What I found most remarkable about the Gathering last summer, however, was the fact that the gift shops and souvenir kiosks in hotels and throughout the French Quarter (and even on Bourbon Street) had orange shirts for sale for us when we got there. Throughout the city, designed and produced specifically for us ahead of our arrival, were thousands of orange shirts of all kinds, usually with some reference to Lutheranism on it. The reason why dawned on me pretty quickly: the residents and merchants of New Orleans think Lutherans wear orange! Thanks to our visible witness throughout the city three years earlier, they associate Lutherans with orange t-shirts.

In fact, I didn’t even realize how strong that realization was until I got home. When we returned to Richmond from New Orleans this past summer, I happened to be wearing my orange shirt. I was tired and hungry after the long 22-hour bus ride, so before I got home I stopped at the Martin’s up on Staples Mill Road. As I was checking out—and I’m not making this up—the cashier who rang me up looked at my orange shirt with the word “New Orleans” on it and asked, “Are you Lutheran?” Shocked that our reputation had even reached Glen Allen, I said, “I am!” She responded, “My husband’s brother lives down there, and he said the city was overrun with a bunch of Lutheran kids wearing orange.” I still think someone from Clemson got on the planning team.

If only it were that easy, right?! If only Christian identity and mission were as simple as a t-shirt uniform.

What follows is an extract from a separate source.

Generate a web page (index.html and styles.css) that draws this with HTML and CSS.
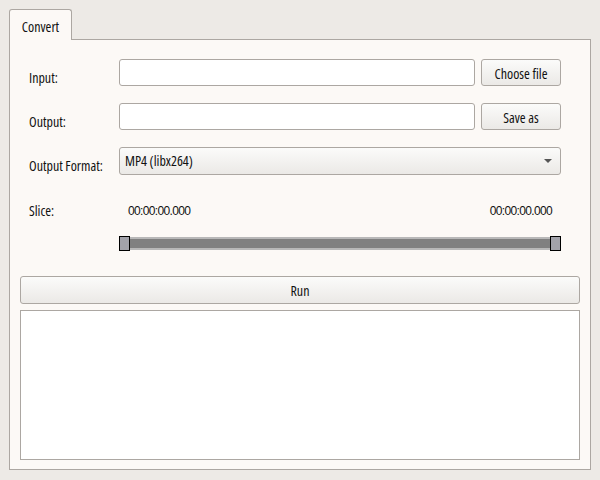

Unfortunately, Jesus never says that our identity as his followers will be associated with our clothing. He doesn’t even say that the world will recognize us as his disciples chiefly by the works of mercy we will do, or how many hurricane-ravaged cities we help rebuild. In the night before his crucifixion, as he prays to his Father for the sake of his disciples, Jesus doesn’t even seem to be the slightest bit concerned about how brightly our individual lights of faith may shine. Instead, Jesus prays that we may be one. Our unity and how we live out our common life will be the main way the world will know Jesus is from God the Father and come to believe in him: “The glory that you have given me I have given them, so that they may be one, as we are one, I in them and you in me, that they may become completely one, so that the world may know that you have sent me and have loved them even as you have loved me.”

This is a foundation of Christian theology: that whatever God is, Jesus is somehow a part of it, somehow united with it. Jesus is not something separate and different from God. The two of them are one. They are a unit: wherever Jesus goes, God is also there. Jesus makes it clear that this miraculous relationship of one-ness is now also going to be given to the people who follow Jesus, the community he has claimed and called out with his mercy and forgiveness.

The church, the community of disciples, therefore, is not just some social service organization that goes about doing works of charity…although that is part of what we do. Nor it is it primarily some kind of educational institution that instructs its students on how to live from the Bible…although we do some of that, as well. Rather, the community that arises by the Spirit’s power out of the death and resurrection of Christ bears the very glory of God, and that glory is made known in our common life, our common faith, our common love for each other.

We must pause and reflect on this, because I think it’s very popular theology these days to talk a lot about how it is possible to see Christ in other individuals. We talk at length about ways that we glimpse God or God’s love in the lives of other people. There is nothing wrong with this expression of people’s faith, but we must not forget that Jesus—especially in John’s gospel—wants us to be far more aware of the ways God is made known not through individuals and individual’s actions, but through the life of the whole group.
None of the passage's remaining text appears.